Look through the listing and locate every line containing the word "styles"; copy those lines.

>> begin Supplied data

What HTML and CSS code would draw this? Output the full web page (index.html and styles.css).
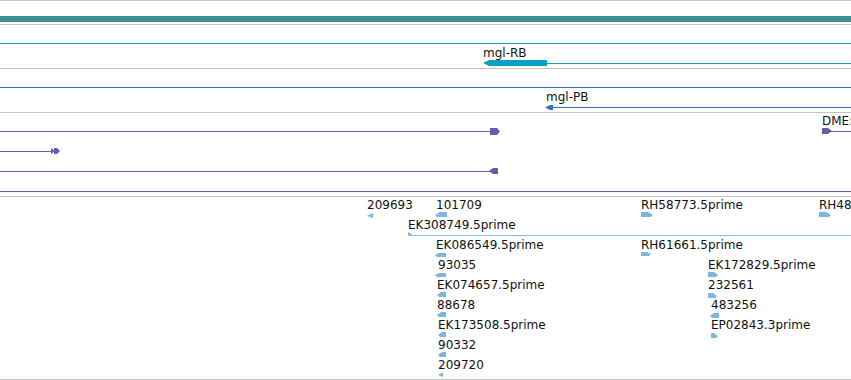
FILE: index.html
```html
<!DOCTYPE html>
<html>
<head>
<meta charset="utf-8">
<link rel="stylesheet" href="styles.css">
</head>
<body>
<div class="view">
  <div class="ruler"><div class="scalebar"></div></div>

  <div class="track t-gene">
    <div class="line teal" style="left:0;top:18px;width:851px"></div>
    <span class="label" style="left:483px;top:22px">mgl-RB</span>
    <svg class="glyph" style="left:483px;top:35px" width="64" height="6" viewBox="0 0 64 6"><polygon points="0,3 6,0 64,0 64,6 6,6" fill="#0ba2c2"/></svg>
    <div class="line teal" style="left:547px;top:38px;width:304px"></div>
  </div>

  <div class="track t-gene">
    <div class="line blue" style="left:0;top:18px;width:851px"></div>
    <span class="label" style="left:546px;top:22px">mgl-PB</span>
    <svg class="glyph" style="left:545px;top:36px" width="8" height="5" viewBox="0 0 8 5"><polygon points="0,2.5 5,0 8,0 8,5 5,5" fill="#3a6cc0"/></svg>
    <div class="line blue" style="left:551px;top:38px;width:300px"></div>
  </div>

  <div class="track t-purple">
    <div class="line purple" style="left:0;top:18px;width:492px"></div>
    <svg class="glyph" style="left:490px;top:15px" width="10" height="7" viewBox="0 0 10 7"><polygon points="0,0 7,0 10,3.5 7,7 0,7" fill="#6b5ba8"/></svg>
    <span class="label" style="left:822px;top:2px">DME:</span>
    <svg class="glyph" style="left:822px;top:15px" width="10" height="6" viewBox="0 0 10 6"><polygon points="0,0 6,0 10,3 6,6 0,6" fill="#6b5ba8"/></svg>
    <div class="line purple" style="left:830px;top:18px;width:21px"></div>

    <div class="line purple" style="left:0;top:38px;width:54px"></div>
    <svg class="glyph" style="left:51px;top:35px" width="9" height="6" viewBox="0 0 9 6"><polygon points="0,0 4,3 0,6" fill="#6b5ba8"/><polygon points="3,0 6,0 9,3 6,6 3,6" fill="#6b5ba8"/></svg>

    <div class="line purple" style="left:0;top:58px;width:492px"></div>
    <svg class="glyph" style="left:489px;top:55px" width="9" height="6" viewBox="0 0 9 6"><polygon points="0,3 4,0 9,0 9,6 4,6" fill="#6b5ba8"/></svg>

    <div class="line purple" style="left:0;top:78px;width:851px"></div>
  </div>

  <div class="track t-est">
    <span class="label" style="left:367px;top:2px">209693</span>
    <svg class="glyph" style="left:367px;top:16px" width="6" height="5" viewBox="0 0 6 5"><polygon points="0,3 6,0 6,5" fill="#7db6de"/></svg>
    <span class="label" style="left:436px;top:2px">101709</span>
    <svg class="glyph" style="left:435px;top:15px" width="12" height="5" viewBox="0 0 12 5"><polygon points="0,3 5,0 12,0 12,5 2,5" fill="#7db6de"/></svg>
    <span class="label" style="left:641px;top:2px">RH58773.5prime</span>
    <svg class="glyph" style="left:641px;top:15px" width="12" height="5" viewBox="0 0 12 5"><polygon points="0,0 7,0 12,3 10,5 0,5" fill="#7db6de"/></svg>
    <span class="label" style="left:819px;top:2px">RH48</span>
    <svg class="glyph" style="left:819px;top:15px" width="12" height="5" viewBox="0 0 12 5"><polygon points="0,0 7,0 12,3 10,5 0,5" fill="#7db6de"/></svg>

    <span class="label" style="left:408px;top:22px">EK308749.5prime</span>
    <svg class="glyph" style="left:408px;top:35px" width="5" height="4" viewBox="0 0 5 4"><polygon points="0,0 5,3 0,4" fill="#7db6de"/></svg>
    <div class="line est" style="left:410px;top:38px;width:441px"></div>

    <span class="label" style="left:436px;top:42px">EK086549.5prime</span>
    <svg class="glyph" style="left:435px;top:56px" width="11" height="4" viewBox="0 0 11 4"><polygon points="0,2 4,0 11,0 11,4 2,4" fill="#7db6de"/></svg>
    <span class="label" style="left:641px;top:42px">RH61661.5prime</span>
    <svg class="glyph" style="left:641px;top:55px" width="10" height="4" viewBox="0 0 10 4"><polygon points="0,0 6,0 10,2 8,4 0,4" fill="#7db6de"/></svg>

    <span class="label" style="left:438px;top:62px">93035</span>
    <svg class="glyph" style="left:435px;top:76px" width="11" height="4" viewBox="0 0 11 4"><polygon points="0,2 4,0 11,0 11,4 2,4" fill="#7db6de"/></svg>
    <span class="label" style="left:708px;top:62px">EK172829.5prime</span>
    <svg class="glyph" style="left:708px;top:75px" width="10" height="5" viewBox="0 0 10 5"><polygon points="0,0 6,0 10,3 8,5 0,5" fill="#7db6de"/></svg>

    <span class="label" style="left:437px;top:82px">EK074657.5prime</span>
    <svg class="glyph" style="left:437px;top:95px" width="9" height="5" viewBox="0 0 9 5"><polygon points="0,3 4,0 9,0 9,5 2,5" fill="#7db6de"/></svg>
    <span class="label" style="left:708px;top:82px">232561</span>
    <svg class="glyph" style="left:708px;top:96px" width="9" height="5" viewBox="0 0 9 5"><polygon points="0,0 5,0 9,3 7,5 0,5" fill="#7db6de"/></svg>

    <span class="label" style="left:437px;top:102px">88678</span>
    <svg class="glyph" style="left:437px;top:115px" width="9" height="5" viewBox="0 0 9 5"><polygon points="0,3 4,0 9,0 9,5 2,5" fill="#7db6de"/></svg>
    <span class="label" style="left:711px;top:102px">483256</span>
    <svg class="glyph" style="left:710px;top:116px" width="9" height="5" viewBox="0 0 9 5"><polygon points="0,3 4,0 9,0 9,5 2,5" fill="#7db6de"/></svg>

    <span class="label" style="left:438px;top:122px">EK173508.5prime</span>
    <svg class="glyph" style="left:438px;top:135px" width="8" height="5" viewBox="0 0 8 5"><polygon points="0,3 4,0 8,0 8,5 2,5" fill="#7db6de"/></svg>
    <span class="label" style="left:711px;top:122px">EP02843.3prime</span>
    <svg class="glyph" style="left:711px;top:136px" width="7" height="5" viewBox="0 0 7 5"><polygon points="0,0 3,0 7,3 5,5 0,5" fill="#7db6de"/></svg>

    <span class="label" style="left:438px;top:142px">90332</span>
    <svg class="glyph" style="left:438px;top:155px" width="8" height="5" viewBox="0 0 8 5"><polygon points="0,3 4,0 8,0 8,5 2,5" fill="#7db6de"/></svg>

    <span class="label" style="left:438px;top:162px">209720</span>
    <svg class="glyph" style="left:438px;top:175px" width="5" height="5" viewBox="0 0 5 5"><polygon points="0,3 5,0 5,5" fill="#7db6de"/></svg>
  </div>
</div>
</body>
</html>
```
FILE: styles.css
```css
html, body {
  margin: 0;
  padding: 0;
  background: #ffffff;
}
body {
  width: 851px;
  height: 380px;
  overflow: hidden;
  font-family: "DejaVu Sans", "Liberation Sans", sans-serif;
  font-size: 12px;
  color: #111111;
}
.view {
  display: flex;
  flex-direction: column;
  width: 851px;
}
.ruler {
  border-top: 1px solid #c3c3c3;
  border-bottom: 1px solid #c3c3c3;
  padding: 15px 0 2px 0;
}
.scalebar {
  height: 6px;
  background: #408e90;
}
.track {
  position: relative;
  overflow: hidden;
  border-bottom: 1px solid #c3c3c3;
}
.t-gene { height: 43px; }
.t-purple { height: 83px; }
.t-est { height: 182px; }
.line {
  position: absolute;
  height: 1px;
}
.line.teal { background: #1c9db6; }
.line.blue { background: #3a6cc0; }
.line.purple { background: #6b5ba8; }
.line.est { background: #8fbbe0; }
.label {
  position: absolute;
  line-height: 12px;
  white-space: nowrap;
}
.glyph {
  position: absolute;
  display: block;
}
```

>> end Supplied data
>> begin Supplied data

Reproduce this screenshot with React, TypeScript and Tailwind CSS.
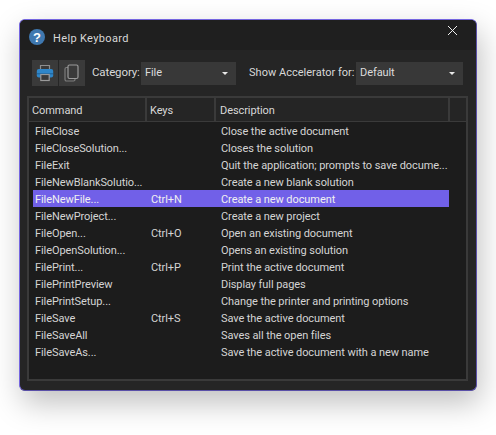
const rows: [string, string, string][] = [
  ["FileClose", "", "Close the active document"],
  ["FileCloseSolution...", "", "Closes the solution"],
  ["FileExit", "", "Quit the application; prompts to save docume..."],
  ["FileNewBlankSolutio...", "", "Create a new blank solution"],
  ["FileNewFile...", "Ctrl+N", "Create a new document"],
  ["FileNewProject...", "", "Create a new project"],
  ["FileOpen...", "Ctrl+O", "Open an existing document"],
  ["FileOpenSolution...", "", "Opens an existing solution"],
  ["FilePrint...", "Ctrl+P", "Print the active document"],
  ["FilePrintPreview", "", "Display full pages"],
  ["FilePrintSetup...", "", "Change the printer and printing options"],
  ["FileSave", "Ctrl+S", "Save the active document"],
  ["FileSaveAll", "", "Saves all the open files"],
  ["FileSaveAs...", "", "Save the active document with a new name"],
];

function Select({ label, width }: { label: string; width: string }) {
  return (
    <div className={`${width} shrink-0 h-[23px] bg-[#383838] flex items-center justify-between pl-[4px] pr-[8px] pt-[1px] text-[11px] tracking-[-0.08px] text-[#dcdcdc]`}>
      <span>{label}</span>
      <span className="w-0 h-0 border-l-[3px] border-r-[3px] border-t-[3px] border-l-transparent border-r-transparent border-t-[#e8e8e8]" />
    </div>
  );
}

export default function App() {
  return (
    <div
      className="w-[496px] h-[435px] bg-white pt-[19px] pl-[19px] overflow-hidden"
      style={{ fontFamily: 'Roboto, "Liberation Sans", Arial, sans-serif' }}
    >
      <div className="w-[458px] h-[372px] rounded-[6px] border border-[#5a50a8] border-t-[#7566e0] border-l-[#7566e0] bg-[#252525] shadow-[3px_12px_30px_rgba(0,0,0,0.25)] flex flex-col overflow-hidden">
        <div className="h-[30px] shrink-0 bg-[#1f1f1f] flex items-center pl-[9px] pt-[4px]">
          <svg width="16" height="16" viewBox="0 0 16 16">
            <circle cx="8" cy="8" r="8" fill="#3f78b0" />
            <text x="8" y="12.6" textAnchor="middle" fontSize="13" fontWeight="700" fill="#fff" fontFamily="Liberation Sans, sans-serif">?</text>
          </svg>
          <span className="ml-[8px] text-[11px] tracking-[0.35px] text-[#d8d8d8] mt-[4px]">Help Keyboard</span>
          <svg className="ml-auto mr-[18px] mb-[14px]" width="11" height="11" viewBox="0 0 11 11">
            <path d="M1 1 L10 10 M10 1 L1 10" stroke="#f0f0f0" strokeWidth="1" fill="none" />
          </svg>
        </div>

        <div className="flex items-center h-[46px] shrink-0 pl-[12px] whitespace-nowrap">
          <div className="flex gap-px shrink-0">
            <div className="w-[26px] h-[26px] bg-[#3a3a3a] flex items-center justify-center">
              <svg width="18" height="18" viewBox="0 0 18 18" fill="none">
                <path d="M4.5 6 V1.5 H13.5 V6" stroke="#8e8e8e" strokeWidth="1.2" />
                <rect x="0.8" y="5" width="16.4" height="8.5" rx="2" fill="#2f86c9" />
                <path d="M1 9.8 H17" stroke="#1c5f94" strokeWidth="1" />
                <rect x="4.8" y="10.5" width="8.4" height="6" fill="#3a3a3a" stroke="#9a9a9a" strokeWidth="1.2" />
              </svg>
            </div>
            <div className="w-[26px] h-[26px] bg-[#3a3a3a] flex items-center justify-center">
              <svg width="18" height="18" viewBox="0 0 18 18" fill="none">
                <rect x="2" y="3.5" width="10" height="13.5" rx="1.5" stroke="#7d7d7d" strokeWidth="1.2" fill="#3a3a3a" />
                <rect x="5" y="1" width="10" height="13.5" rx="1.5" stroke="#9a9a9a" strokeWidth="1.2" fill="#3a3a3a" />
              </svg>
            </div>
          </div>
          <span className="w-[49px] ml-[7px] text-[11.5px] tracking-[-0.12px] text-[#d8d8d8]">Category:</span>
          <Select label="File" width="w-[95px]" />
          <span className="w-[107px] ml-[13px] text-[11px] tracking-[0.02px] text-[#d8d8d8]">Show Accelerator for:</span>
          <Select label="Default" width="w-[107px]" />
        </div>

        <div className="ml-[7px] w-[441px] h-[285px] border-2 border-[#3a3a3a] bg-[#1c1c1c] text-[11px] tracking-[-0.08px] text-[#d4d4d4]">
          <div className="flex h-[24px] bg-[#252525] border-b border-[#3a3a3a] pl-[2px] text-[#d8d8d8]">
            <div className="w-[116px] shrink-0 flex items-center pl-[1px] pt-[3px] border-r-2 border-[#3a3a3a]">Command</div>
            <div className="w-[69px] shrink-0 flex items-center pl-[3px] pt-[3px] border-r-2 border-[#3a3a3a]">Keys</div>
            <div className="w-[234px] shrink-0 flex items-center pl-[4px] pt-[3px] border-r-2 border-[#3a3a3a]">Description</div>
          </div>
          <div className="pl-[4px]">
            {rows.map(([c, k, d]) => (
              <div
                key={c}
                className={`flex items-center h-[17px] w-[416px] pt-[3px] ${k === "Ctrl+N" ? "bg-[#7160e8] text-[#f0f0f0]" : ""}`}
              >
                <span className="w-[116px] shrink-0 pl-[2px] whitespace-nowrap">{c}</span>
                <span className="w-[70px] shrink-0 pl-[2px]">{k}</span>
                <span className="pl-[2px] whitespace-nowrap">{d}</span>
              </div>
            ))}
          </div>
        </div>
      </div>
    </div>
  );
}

>> end Supplied data

**Result**
What HTML and CSS code would draw this? Output the full web page (index.html and styles.css).
<link rel="stylesheet" href="styles.css">
FILE: styles.css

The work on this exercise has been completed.